La Boiselle was also the site of the Lochnagar mine, one of many dug by the British to destroy sections of the German front lines. At least five Leslie soldiers were involved in these tunnelling operations with the 179th Tunnelling Company Royal Engineers. Two of these soldiers, Walter Deas and Thomas Moonie were to be killed the following year.
64 High Street,
Fracking can boost nation
Sir, – I see from your Business Matters supplement that there is renewed interest in the oil and gas sector including fracking.
With the apparent abundance of shale gas in Fife and other parts of central Scotland, I would have thought the First Minister would be interested in using this supply of low-cost gas to produce electricity for the benefit of the people.
Such a fracking operation in the area of Longannet could permit the reopening of that high-production facility enabling lower pricing for energy bills.
A T Geddie.
68 Carleton Avenue,
Standards have deteriorated
Sir, – I am extremely disappointed with the coverage of the referendum campaign and the Brexit aftermath by the BBC.
In recent months the quality of news reporting by the BBC has deteriorated rapidly.
Before the referendum the BBC presented the Remain lies in order to discuss them as if they were facts and, after Brexit, it has done its level best to whip up panic and fear among the viewing public.

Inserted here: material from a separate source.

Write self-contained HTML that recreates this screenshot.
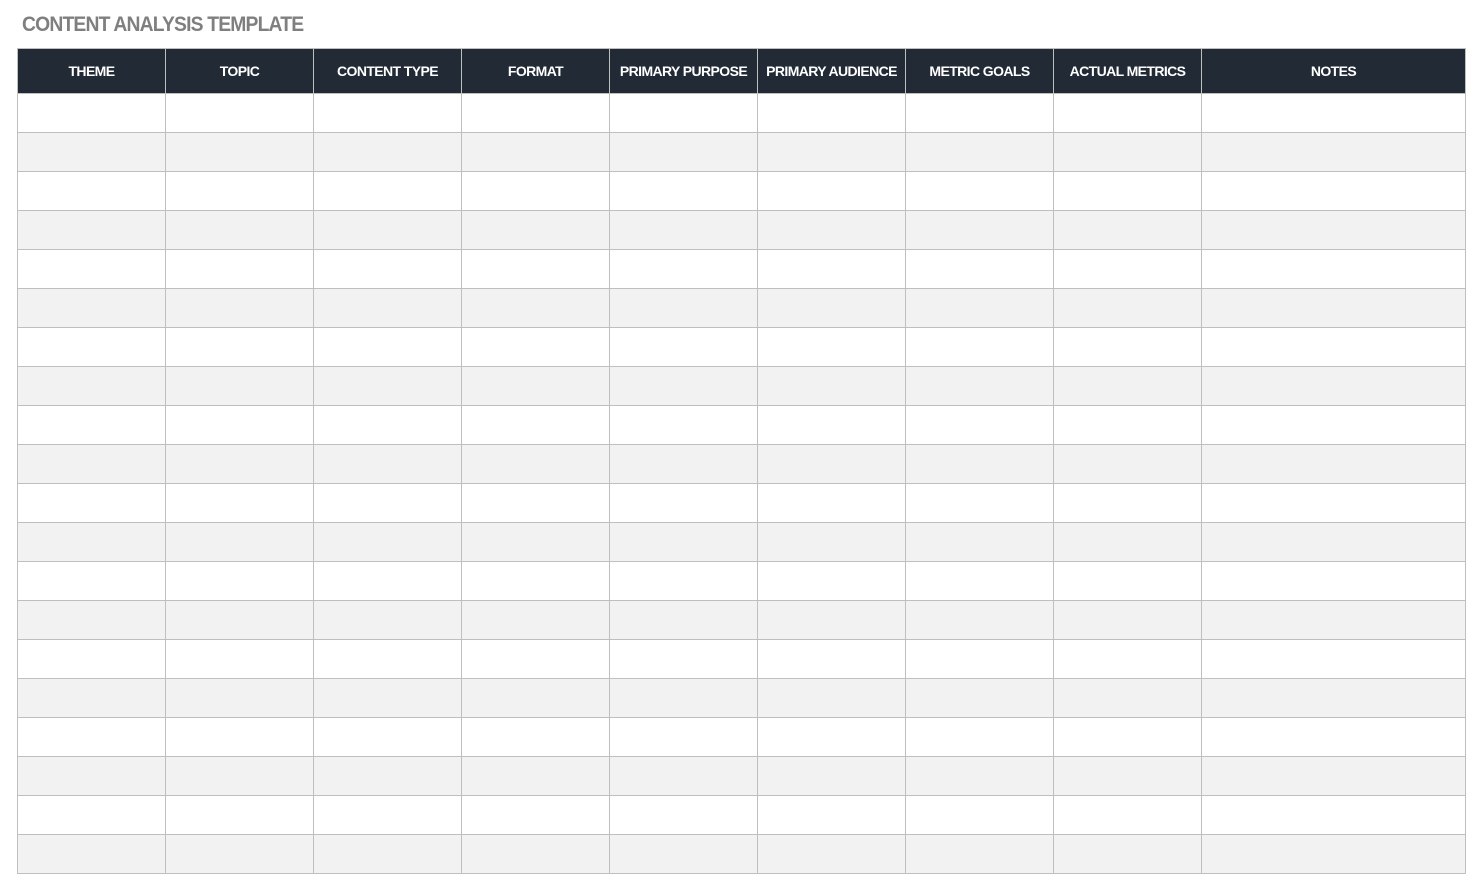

Perhaps the reason it is insistent on whipping up panic is that the BBC wanted Remain to win and it is now sulking as an organisation.
117 Simpson Square,
Scotland was misled
Sir, – Your correspondent Helen Taylor conveniently forgets something in her anti-independence letter published on June 27.
In 2014 we were told to vote No to independence and we would be guaranteed to be part of the European Union.
We were also told that if we voted Yes for independence, then the EU would not let us join.
This was the message repeated often in the televised debates during the campaign.
Now we know the truth. The only way for the people of Scotland to stay part of the EU is to break free from Westminster and vote to avoid being ruled by Brexit Tories by opting for independence.